NCJ Number
117653
Date Published
1988
Length
18 pages
Annotation
This paper examines international drug trafficking from a national perspective (United States) and considers some of the ramifications of past and present policies and strategies at this level from the perspective of a police administrator in a major urban city.
Abstract
The creation of the National Drug Enforcement Policy Board in 1986 was a prerequisite for a coordinated approach to a nationwide problem. The board's national and international drug law enforcement strategy to reduce both drug supply and demand consists of five major components: intelligence, international drug control, interdiction and border control, investigation and prosecution, and diversion and controlled substance analogue regulation.
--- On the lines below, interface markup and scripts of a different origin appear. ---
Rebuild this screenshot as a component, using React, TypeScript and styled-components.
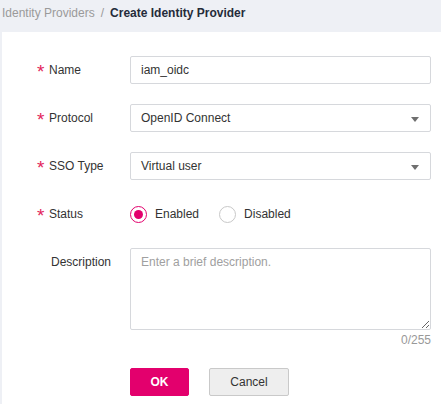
import React from "react";
import styled, { createGlobalStyle } from "styled-components";

const Global = createGlobalStyle`
  html, body { margin: 0; padding: 0; background: #eef0f5; }
  body { font-family: "Liberation Sans", Arial, sans-serif; font-size: 12px; color: #333; }
  * { box-sizing: border-box; }
`;

const Page = styled.div`
  padding-left: 2px;
  min-height: 404px;
  display: flex;
  flex-direction: column;
`;

const Breadcrumb = styled.div`
  height: 32px;
  display: flex;
  align-items: center;
  gap: 6px;
  padding-bottom: 6px;
  font-size: 12px;
  white-space: nowrap;
`;

const Crumb = styled.span<{ $current?: boolean }>`
  color: ${(p) => (p.$current ? "#252b3a" : "#9a9a9a")};
  font-weight: ${(p) => (p.$current ? "bold" : "normal")};
`;

const Sep = styled.span`
  color: #9a9a9a;
`;

const Panel = styled.div`
  flex: 1;
  background: #fff;
  padding: 24px 0 0 36px;
`;

const Form = styled.div`
  width: 393px;
  display: flex;
  flex-direction: column;
  gap: 20px;
`;

const Row = styled.div<{ $top?: boolean }>`
  display: grid;
  grid-template-columns: 92px 1fr;
  align-items: ${(p) => (p.$top ? "start" : "center")};
  min-height: 28px;
`;

const Label = styled.div<{ $required?: boolean }>`
  height: 28px;
  line-height: 28px;
  white-space: nowrap;
  padding-left: ${(p) => (p.$required ? "0" : "13px")};
  color: #333;
`;

const Star = styled.span`
  display: inline-block;
  color: #e2245c;
  font-size: 19px;
  line-height: 1;
  width: 12px;
  margin-left: -1px;
  vertical-align: -4px;
`;

const Input = styled.div`
  height: 28px;
  border: 1px solid #d6d8dc;
  border-radius: 2px;
  padding: 0 10px;
  display: flex;
  align-items: center;
  color: #333;
  position: relative;
`;

const Arrow = styled.span`
  position: absolute;
  right: 11px;
  top: 12px;
  width: 0;
  height: 0;
  border-left: 4.5px solid transparent;
  border-right: 4.5px solid transparent;
  border-top: 5px solid #6f6f6f;
`;

const Radios = styled.div`
  display: flex;
  align-items: center;
  gap: 20px;
  height: 28px;
`;

const RadioItem = styled.label`
  display: flex;
  align-items: center;
  gap: 8px;
  color: #333;
`;

const RadioCircle = styled.span<{ $checked?: boolean }>`
  width: 17px;
  height: 17px;
  border-radius: 50%;
  border: 1px solid ${(p) => (p.$checked ? "#e3006d" : "#c8c8c8")};
  display: flex;
  align-items: center;
  justify-content: center;
  &::after {
    content: "";
    width: 9px;
    height: 9px;
    border-radius: 50%;
    background: ${(p) => (p.$checked ? "#e3006d" : "transparent")};
  }
`;

const Field = styled.div`
  display: flex;
  flex-direction: column;
`;

const TextArea = styled.textarea`
  height: 82px;
  width: 100%;
  border: 1px solid #d6d8dc;
  border-radius: 2px;
  padding: 4px 10px;
  font-family: "Liberation Sans", Arial, sans-serif;
  font-size: 12px;
  line-height: 18px;
  color: #333;
  outline: none;
  display: block;
  &::placeholder { color: #a0a0a0; }
`;

const Counter = styled.div`
  text-align: right;
  color: #999;
  line-height: 20px;
  height: 20px;
`;

const Buttons = styled.div`
  display: flex;
  gap: 20px;
  padding-left: 92px;
  margin-top: -2px;
`;

const Button = styled.button<{ $primary?: boolean }>`
  height: 28px;
  width: ${(p) => (p.$primary ? "59px" : "80px")};
  border-radius: 2px;
  border: 1px solid ${(p) => (p.$primary ? "#e3006d" : "#c9c9c9")};
  background: ${(p) => (p.$primary ? "#e3006d" : "#eeeeee")};
  color: ${(p) => (p.$primary ? "#fff" : "#333")};
  font-weight: ${(p) => (p.$primary ? "bold" : "normal")};
  font-family: "Liberation Sans", Arial, sans-serif;
  font-size: 12px;
  padding: 0;
`;

export default function App() {
  return (
    <Page>
      <Global />
      <Breadcrumb>
        <Crumb>Identity Providers</Crumb>
        <Sep>/</Sep>
        <Crumb $current>Create Identity Provider</Crumb>
      </Breadcrumb>
      <Panel>
        <Form>
          <Row>
            <Label $required><Star>*</Star>Name</Label>
            <Input>iam_oidc</Input>
          </Row>
          <Row>
            <Label $required><Star>*</Star>Protocol</Label>
            <Input>OpenID Connect<Arrow /></Input>
          </Row>
          <Row>
            <Label $required><Star>*</Star>SSO Type</Label>
            <Input>Virtual user<Arrow /></Input>
          </Row>
          <Row>
            <Label $required><Star>*</Star>Status</Label>
            <Radios>
              <RadioItem><RadioCircle $checked />Enabled</RadioItem>
              <RadioItem><RadioCircle />Disabled</RadioItem>
            </Radios>
          </Row>
          <Row $top>
            <Label>Description</Label>
            <Field>
              <TextArea placeholder="Enter a brief description." readOnly />
              <Counter>0/255</Counter>
            </Field>
          </Row>
          <Buttons>
            <Button $primary>OK</Button>
            <Button>Cancel</Button>
          </Buttons>
        </Form>
      </Panel>
    </Page>
  );
}
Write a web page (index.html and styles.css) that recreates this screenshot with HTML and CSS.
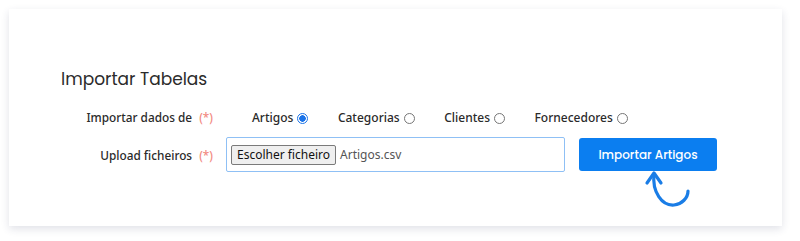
FILE: index.html
```html
<!DOCTYPE html>
<html lang="pt">
<head>
<meta charset="utf-8">
<link rel="stylesheet" href="styles.css">
</head>
<body>
<div class="card">
  <h2 class="title">Importar Tabelas</h2>
  <div class="form">
    <div class="label">Importar dados de <span class="req">(*)</span></div>
    <div class="radios">
      <label class="opt">Artigos <span class="radio checked"></span></label>
      <label class="opt">Categorias <span class="radio"></span></label>
      <label class="opt">Clientes <span class="radio"></span></label>
      <label class="opt">Fornecedores <span class="radio"></span></label>
    </div>
    <div class="label">Upload ficheiros <span class="req">(*)</span></div>
    <div class="uploadrow">
      <div class="file"><span class="filebtn">Escolher ficheiro</span><span class="filename">Artigos.csv</span></div>
      <div class="btnwrap">
        <button class="primary">Importar Artigos</button>
        <svg class="arrow" width="50" height="45" viewBox="0 0 50 45">
          <path d="M12 6 C10 24 20 38 32 37 C40 36 46 30 46 23" fill="none" stroke="#1a7de6" stroke-width="3.2" stroke-linecap="round"/>
          <path d="M5 15 L12 5 L19 15" fill="none" stroke="#1a7de6" stroke-width="3.2" stroke-linecap="round" stroke-linejoin="round"/>
        </svg>
      </div>
    </div>
  </div>
</div>
</body>
</html>
```
FILE: styles.css
```css
html, body { margin: 0; padding: 0; background: #fff; }
body { padding: 9px 18px 15px 9px; font-family: "Noto Sans", "Open Sans", sans-serif; }
.card {
  width: 773px;
  height: 217px;
  box-sizing: border-box;
  background: #fff;
  box-shadow: 0 3px 8px rgba(40, 50, 90, 0.14);
  padding: 58px 0 0 52px;
}
.title {
  margin: 0;
  font-family: "Poppins", "Lato", "Open Sans", sans-serif;
  font-weight: 400;
  font-size: 17px;
  line-height: 24px;
  color: #2b2b2b;
}
.form {
  display: grid;
  grid-template-columns: 152px auto;
  row-gap: 8px;
  margin-top: 14px;
  align-items: center;
}
.label {
  text-align: right;
  font-size: 11.8px;
  font-weight: 500;
  color: #2a2a2a;
  white-space: nowrap;
}
.req { color: #f28b82; margin-left: 4px; }
.radios { display: flex; gap: 29.5px; padding-left: 39px; height: 24px; align-items: center; }
.opt { display: flex; align-items: center; gap: 4px; font-size: 12px; font-weight: 500; color: #2a2a2a; }
.radio {
  width: 11px; height: 11px; box-sizing: border-box;
  border: 1px solid #767676; border-radius: 50%;
  display: inline-block; position: relative; top: 1px;
}
.radio.checked { border: 1.5px solid #1a73e8; background: radial-gradient(circle, #1a73e8 0 3px, #fff 3.5px); }
.uploadrow { display: flex; align-items: center; gap: 14px; padding-left: 13px; }
.file {
  width: 339px; height: 35px; box-sizing: border-box;
  border: 1px solid #8fc0f5; border-radius: 2px;
  display: flex; align-items: center; padding-left: 4px;
  font-size: 12px; color: #555;
}
.filebtn {
  border: 1px solid #7a7a7a; border-radius: 2px; background: #efefef;
  padding: 0 5px; height: 20px; line-height: 18px; box-sizing: border-box; color: #111;
  margin-right: 4px;
}
.btnwrap { position: relative; }
.primary {
  width: 138px; height: 33px; border: none; border-radius: 3px;
  background: #0b7ef0; color: #fff;
  font-family: "Poppins", "Open Sans", sans-serif; font-size: 12px; font-weight: 500;
  display: block; padding: 0;
}
.arrow { position: absolute; left: 63px; top: 30px; }
```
The board and other Federal agencies have viewed the reduction of demand as primarily a local responsibility and have recently provided some resources to assist in this effort. There are not sufficient resources to attend appropriately to the demand for drugs, however. This inevitably means that the Federal effort to reduce supply will be ineffective and may even increase problems for local law enforcement as property crimes increase due to the need for abusers to acquire funds to pay higher drug prices occasioned by reduced supply. In addition to increasing resources to reduce drug demand, the enforcement effort must target entire illegal drug organizations and their total activities, since the survival of these organizations ensures that criminal enterprises will persist in the face of enforcement efforts that only target particular crimes.